The records:
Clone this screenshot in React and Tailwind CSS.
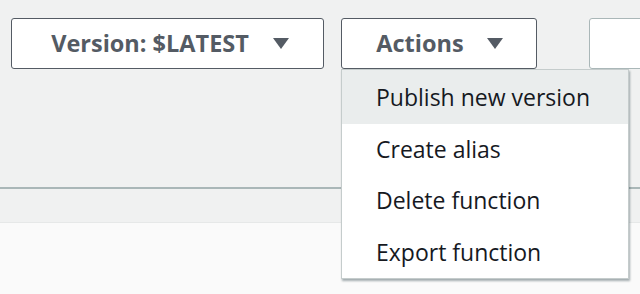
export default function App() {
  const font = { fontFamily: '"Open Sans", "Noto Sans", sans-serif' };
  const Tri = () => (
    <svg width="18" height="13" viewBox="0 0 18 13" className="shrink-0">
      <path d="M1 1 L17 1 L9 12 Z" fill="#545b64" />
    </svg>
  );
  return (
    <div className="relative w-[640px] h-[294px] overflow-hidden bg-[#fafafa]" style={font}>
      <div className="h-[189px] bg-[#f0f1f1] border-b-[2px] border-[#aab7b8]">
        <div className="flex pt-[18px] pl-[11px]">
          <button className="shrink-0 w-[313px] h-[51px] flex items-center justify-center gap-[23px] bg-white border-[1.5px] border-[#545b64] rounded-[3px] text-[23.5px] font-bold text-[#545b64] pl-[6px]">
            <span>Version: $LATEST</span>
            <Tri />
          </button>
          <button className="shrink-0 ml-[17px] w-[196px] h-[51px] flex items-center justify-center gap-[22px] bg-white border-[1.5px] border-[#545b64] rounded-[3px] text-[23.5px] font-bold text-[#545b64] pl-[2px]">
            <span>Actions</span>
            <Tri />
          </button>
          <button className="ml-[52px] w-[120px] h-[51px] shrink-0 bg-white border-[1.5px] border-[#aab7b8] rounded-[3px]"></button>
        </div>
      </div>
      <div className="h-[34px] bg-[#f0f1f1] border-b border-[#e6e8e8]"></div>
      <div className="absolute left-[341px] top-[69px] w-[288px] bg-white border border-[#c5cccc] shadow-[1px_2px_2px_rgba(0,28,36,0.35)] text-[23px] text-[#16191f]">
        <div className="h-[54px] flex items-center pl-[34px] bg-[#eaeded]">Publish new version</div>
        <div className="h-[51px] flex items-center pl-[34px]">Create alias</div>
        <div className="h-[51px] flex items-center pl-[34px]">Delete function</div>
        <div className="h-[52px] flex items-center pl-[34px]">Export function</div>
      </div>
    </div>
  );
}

* * *

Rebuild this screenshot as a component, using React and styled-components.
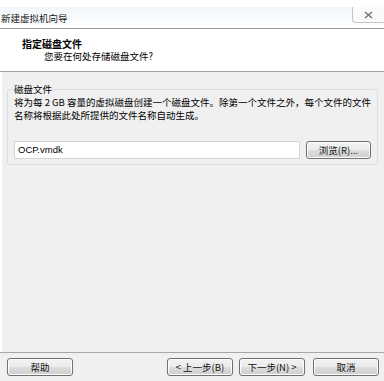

Exercise goal:
Pick out the lines containing the string "screenshot" and show them.

Response to the task:
Clone this screenshot in React and Tailwind CSS.
Rebuild this screenshot as a component, using React and styled-components.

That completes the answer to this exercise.